Mighty Shed

Irve Davis-Griffiths, youth minister at Uplyme Church, near Lyme Regis, tells of the Mighty Shed youth and creative fresh expression project.

My own journey starts in music, I'm not from a Christian family background and I came to faith in my early 20s in the back of a guitar shop! I was a musician then, and have returned to it now, and it was always the case that 'normal church' never made sense to me because it was so far removed from everything I knew and understood and loved.

Mighty Shed - musicI often struggled to find the Jesus I'd met in the guitar shop when I was in a church; the worlds seemed so far apart.
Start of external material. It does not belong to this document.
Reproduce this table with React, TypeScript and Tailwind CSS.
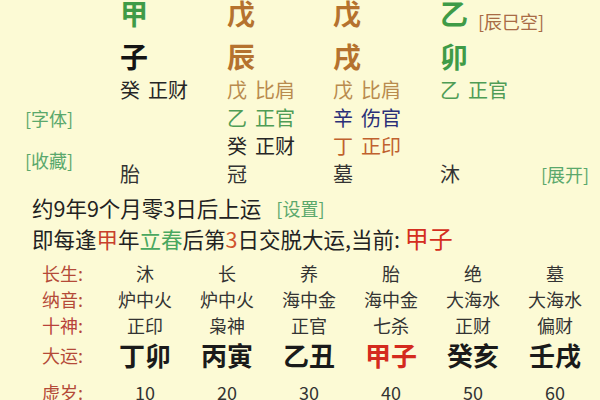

I've been involved youth work and youth ministry training for about 14 years but I've always been more interested in the people 'out there' rather than those on the 'inside'.

I'd been youth minister for Uplyme for about nine years and I'd achieved many goals for the ministry, but the real push came in early 2011 when the church was looking at what we wanted to do with youth ministry and longer-term sustainability. So, after a year of prayer and deliberation, various things led us to look at developing community youth church. The question that kept coming back to me was, 'How are we serving young people who aren't involved in regular church at all?'

Over half my life is spent as a musician and music teacher and I'm very much a networker. I have made the strongest links with people through creative activities and the setting-up of small group youth-work, community youth groups, schools' work and regional rockschool camps for budding musicians. I started to think what a local version of a rock camp would look like in our local context and Mighty Shed was born.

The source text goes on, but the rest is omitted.